In letzter Zeit hat die Fürstin Schlagzeilen gemacht, weil sie Donald Trump an ihr Herz gedrückt hat, da er der einzige sei, der konsequent gegen die Abtreibungsindustrie in den USA vorgehe. „Die einzigen beiden Menschen auf der Welt, die uns heute Klarheit geben, sind Donald Trump und Gerhard Ludwig Müller“, sagte sie. Kardinal Müller, früher Bischof von Regensburg, ist der von Papst Franziskus geschaßte Chef der Glaubenskongregation. 

Auf Papst Franziskus ist sie nicht gut zu sprechen. Sie rief ihn, mit anderen zusammen, in einer Petition zu öffentlicher Buße auf, nachdem er während der Amazonas-Synode Schamanen aus dem Regenwald eingeladen hatte, zu Ehren ihrer Göttin „Pachamama“ auf dem Gelände des Vatikan ihre Rituale und Rauchopfer zu feiern. Sie zog diese Aufforderung nach Rücksprache mit ihrem Ortsbischof Voderholzer zurück. Im übrigen hat der Papst die Amazonas-Synode genutzt, um den Kirchenfeinden aus Deutschland alle Lockerungsflausen auszutreiben, was das Zölibat und das Frauenpriestertum angeht – er ist, als Jesuit, eben für jede Überraschung gut. „Jesuiten“, so die Fürstin, „haben ihre eigene Art der Evangelisierung.“

Fürstin Gloria hat es geschafft, zur Marke zu werden. Authentisch, unbekümmert, konservativ. Sie betreibt mittlerweile eines der wichtigsten Musikfestivals im Park ihres 500-Zimmer-Schlosses Emmeram sowie ein Museum. Zur sonstigen Traditionspflege gehört eine tägliche Suppenküche für 300 Arme, eine Institution, die es seit hundert Jahren gibt; eine Tradition, die mit dem altmodisch klingenden Wort „Wohltätigkeit“ benannt werden kann.

Außerdem aber ist sie so etwas wie ein frommer „Rowdy“, als den sie sich in einer Diskussion mal bezeichnete. Mit ihrem auf wundervollste Weise reaktionär-katholischen Sender Gloria-TV setzt sie sich für den Lebensschutz ein und treibt Reporter von Spiegel-TV die Wände hoch, so daß sie nur noch schnappatmen können: „katholischer Pranger“, „frommer Fanatismus“ usw. 

Wie wenig sie das kratzt! Sie steht für ihren Glauben ein, der das Tötungsverbot enthält, und jede Abtreibung ist nun mal eine.
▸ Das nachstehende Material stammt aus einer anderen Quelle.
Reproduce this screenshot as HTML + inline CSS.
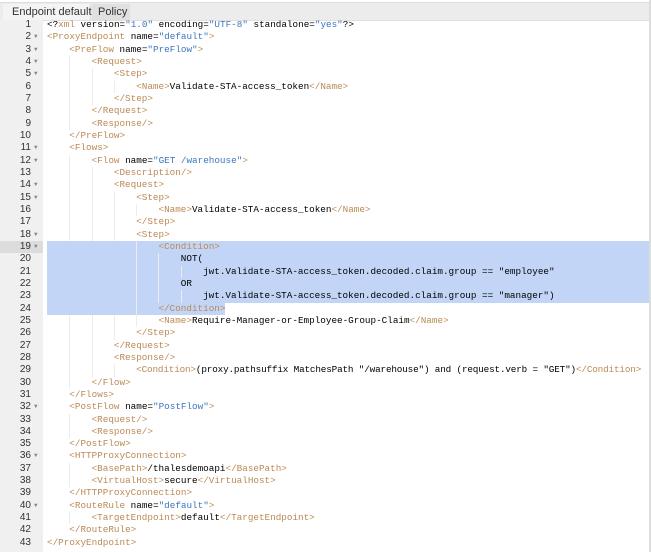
<!DOCTYPE html>
<html><head><meta charset="utf-8"><style>
html,body{margin:0;padding:0;width:651px;height:552px;overflow:hidden;background:#fff;}
.tabs{position:absolute;left:0;top:2px;width:649px;height:17px;background:#ececec;border-top:1px solid #ddd;border-bottom:1px solid #e0e0e0;}
.tab{position:absolute;top:1px;height:16px;font:11px "Liberation Sans",sans-serif;color:#333;line-height:16px;white-space:nowrap;box-sizing:border-box;}
.t1{left:3px;width:88px;padding-left:9px;background:#f4f4f4;border-right:1px solid #ddd;}
.t2{left:92px;width:38px;padding-left:6px;background:#e0e0e0;}
.rb{position:absolute;left:649px;top:0;width:2px;height:552px;background:#ddd;}
.gut{position:absolute;left:0;top:20px;width:43px;height:532px;background:#f0f0f0;}
.code{position:absolute;left:0;top:19px;width:649px;font:9.3px/12.33px "Liberation Mono",monospace;color:#000;}
.l{position:relative;height:12.33px;white-space:pre;}
.n{position:absolute;left:0;width:31px;text-align:right;color:#333;font:10px/12.33px "Liberation Sans",sans-serif;}
.a{position:absolute;left:34px;font-size:6px;color:#888;}
.c{position:absolute;left:47px;}
.t{color:#bb8a55;}
.s{color:#3c76bf;}
.hl{background:#c2d5f6;}
.hg .n{background:#dcdcdc;width:43px;padding-right:12px;box-sizing:border-box;}
i{font-style:normal;display:inline-block;width:22.3px;height:12.33px;vertical-align:top;box-sizing:border-box;}
i.g{border-left:1px solid #ececec;}
</style></head><body>
<div class="tabs"><div class="tab t1">Endpoint default</div><div class="tab t2">Policy</div></div>
<div class="rb"></div>
<div class="gut"></div>
<div class="code">
<div class="l"><span class="n">1</span><span class="c">&lt;?<span class="t">xml</span> version=<span class="s">"1.0"</span> encoding=<span class="s">"UTF-8"</span> standalone=<span class="s">"yes"</span>?&gt;</span></div>
<div class="l"><span class="n">2</span><span class="a">▼</span><span class="c"><span class="t">&lt;ProxyEndpoint</span> name=<span class="s">"default"</span><span class="t">&gt;</span></span></div>
<div class="l"><span class="n">3</span><span class="a">▼</span><span class="c"><i></i><span class="t">&lt;PreFlow</span> name=<span class="s">"PreFlow"</span><span class="t">&gt;</span></span></div>
<div class="l"><span class="n">4</span><span class="a">▼</span><span class="c"><i></i><i class="g"></i><span class="t">&lt;Request&gt;</span></span></div>
<div class="l"><span class="n">5</span><span class="a">▼</span><span class="c"><i></i><i class="g"></i><i class="g"></i><span class="t">&lt;Step&gt;</span></span></div>
<div class="l"><span class="n">6</span><span class="c"><i></i><i class="g"></i><i class="g"></i><i class="g"></i><span class="t">&lt;Name&gt;</span>Validate-STA-access_token<span class="t">&lt;/Name&gt;</span></span></div>
<div class="l"><span class="n">7</span><span class="c"><i></i><i class="g"></i><i class="g"></i><span class="t">&lt;/Step&gt;</span></span></div>
<div class="l"><span class="n">8</span><span class="c"><i></i><i class="g"></i><span class="t">&lt;/Request&gt;</span></span></div>
<div class="l"><span class="n">9</span><span class="c"><i></i><i class="g"></i><span class="t">&lt;Response/&gt;</span></span></div>
<div class="l"><span class="n">10</span><span class="c"><i></i><span class="t">&lt;/PreFlow&gt;</span></span></div>
<div class="l"><span class="n">11</span><span class="a">▼</span><span class="c"><i></i><span class="t">&lt;Flows&gt;</span></span></div>
<div class="l"><span class="n">12</span><span class="a">▼</span><span class="c"><i></i><i class="g"></i><span class="t">&lt;Flow</span> name=<span class="s">"GET /warehouse"</span><span class="t">&gt;</span></span></div>
<div class="l"><span class="n">13</span><span class="c"><i></i><i class="g"></i><i class="g"></i><span class="t">&lt;Description/&gt;</span></span></div>
<div class="l"><span class="n">14</span><span class="a">▼</span><span class="c"><i></i><i class="g"></i><i class="g"></i><span class="t">&lt;Request&gt;</span></span></div>
<div class="l"><span class="n">15</span><span class="a">▼</span><span class="c"><i></i><i class="g"></i><i class="g"></i><i class="g"></i><span class="t">&lt;Step&gt;</span></span></div>
<div class="l"><span class="n">16</span><span class="c"><i></i><i class="g"></i><i class="g"></i><i class="g"></i><i class="g"></i><span class="t">&lt;Name&gt;</span>Validate-STA-access_token<span class="t">&lt;/Name&gt;</span></span></div>
<div class="l"><span class="n">17</span><span class="c"><i></i><i class="g"></i><i class="g"></i><i class="g"></i><span class="t">&lt;/Step&gt;</span></span></div>
<div class="l"><span class="n">18</span><span class="a">▼</span><span class="c"><i></i><i class="g"></i><i class="g"></i><i class="g"></i><span class="t">&lt;Step&gt;</span></span></div>
<div class="l hg"><span class="n">19</span><span class="a">▼</span><span class="c hl" style="right:0"><i></i><i></i><i></i><i></i><i class="g"></i><span class="t">&lt;Condition&gt;</span></span></div>
<div class="l"><span class="n">20</span><span class="c hl" style="right:0"><i></i><i></i><i></i><i></i><i class="g"></i><i class="g"></i>NOT(</span></div>
<div class="l"><span class="n">21</span><span class="c hl" style="right:0"><i></i><i></i><i></i><i></i><i class="g"></i><i class="g"></i><i class="g"></i>jwt.Validate-STA-access_token.decoded.claim.group == "employee"</span></div>
<div class="l"><span class="n">22</span><span class="c hl" style="right:0"><i></i><i></i><i></i><i></i><i class="g"></i><i class="g"></i>OR</span></div>
<div class="l"><span class="n">23</span><span class="c hl" style="right:0"><i></i><i></i><i></i><i></i><i class="g"></i><i class="g"></i><i class="g"></i>jwt.Validate-STA-access_token.decoded.claim.group == "manager")</span></div>
<div class="l"><span class="n">24</span><span class="c hl"><i></i><i></i><i></i><i></i><i class="g"></i><span class="t">&lt;/Condition&gt;</span></span></div>
<div class="l"><span class="n">25</span><span class="c"><i></i><i class="g"></i><i class="g"></i><i class="g"></i><i class="g"></i><span class="t">&lt;Name&gt;</span>Require-Manager-or-Employee-Group-Claim<span class="t">&lt;/Name&gt;</span></span></div>
<div class="l"><span class="n">26</span><span class="c"><i></i><i class="g"></i><i class="g"></i><i class="g"></i><span class="t">&lt;/Step&gt;</span></span></div>
<div class="l"><span class="n">27</span><span class="c"><i></i><i class="g"></i><i class="g"></i><span class="t">&lt;/Request&gt;</span></span></div>
<div class="l"><span class="n">28</span><span class="c"><i></i><i class="g"></i><i class="g"></i><span class="t">&lt;Response/&gt;</span></span></div>
<div class="l"><span class="n">29</span><span class="c" style="letter-spacing:-0.15px"><i></i><i class="g"></i><i class="g"></i><i class="g"></i><span class="t">&lt;Condition&gt;</span>(proxy.pathsuffix MatchesPath "/warehouse") and (request.verb = "GET")<span class="t">&lt;/Condition&gt;</span></span></div>
<div class="l"><span class="n">30</span><span class="c"><i></i><i class="g"></i><span class="t">&lt;/Flow&gt;</span></span></div>
<div class="l"><span class="n">31</span><span class="c"><i></i><span class="t">&lt;/Flows&gt;</span></span></div>
<div class="l"><span class="n">32</span><span class="a">▼</span><span class="c"><i></i><span class="t">&lt;PostFlow</span> name=<span class="s">"PostFlow"</span><span class="t">&gt;</span></span></div>
<div class="l"><span class="n">33</span><span class="c"><i></i><i class="g"></i><span class="t">&lt;Request/&gt;</span></span></div>
<div class="l"><span class="n">34</span><span class="c"><i></i><i class="g"></i><span class="t">&lt;Response/&gt;</span></span></div>
<div class="l"><span class="n">35</span><span class="c"><i></i><span class="t">&lt;/PostFlow&gt;</span></span></div>
<div class="l"><span class="n">36</span><span class="a">▼</span><span class="c"><i></i><span class="t">&lt;HTTPProxyConnection&gt;</span></span></div>
<div class="l"><span class="n">37</span><span class="c"><i></i><i class="g"></i><span class="t">&lt;BasePath&gt;</span>/thalesdemoapi<span class="t">&lt;/BasePath&gt;</span></span></div>
<div class="l"><span class="n">38</span><span class="c"><i></i><i class="g"></i><span class="t">&lt;VirtualHost&gt;</span>secure<span class="t">&lt;/VirtualHost&gt;</span></span></div>
<div class="l"><span class="n">39</span><span class="c"><i></i><span class="t">&lt;/HTTPProxyConnection&gt;</span></span></div>
<div class="l"><span class="n">40</span><span class="a">▼</span><span class="c"><i></i><span class="t">&lt;RouteRule</span> name=<span class="s">"default"</span><span class="t">&gt;</span></span></div>
<div class="l"><span class="n">41</span><span class="c"><i></i><i class="g"></i><span class="t">&lt;TargetEndpoint&gt;</span>default<span class="t">&lt;/TargetEndpoint&gt;</span></span></div>
<div class="l"><span class="n">42</span><span class="c"><i></i><span class="t">&lt;/RouteRule&gt;</span></span></div>
<div class="l"><span class="n">43</span><span class="c"><span class="t">&lt;/ProxyEndpoint&gt;</span></span></div>
</div>
</body></html>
Ja, Fürstin Gloria ist tief religiös, sie geht täglich zur Messe, wobei sie keinen weiten Weg zurückzulegen hat, denn die Benediktiner-Kapelle ist im Haus.

Zu ihrem Stab gehört seit 2018 Prälat Wilhelm Imkamp, der zuvor fast 30 Jahre lang den bayerisch-schwäbischen Wallfahrtsort Maria Vesperbild geleitet hat und nun unter anderem als Hofbibliothekar arbeitet und die Stipendiaten der hauseigenen Franz-Marie-Christinen-Stiftung betreut. Auch Imkamp – ich konnte mich davon überzeugen –, der Autor des Buches „Sei kein Spießer, sei katholisch“, wurde von der Fürstin in Bann geschlagen. Er bewirtete mich einst, in Maria Vesperbild, mit einer Magnum-Schampus-Flasche.

In einem hat sie wohl recht, die Fürstin: Wir sind in einer Entscheidungsschlacht zwischen Islam und Christentum. Und wir sollten unsere östlichen christlichen Freunde als Verbündete in dieser Schlacht sehen, nicht als ideologische Gegner.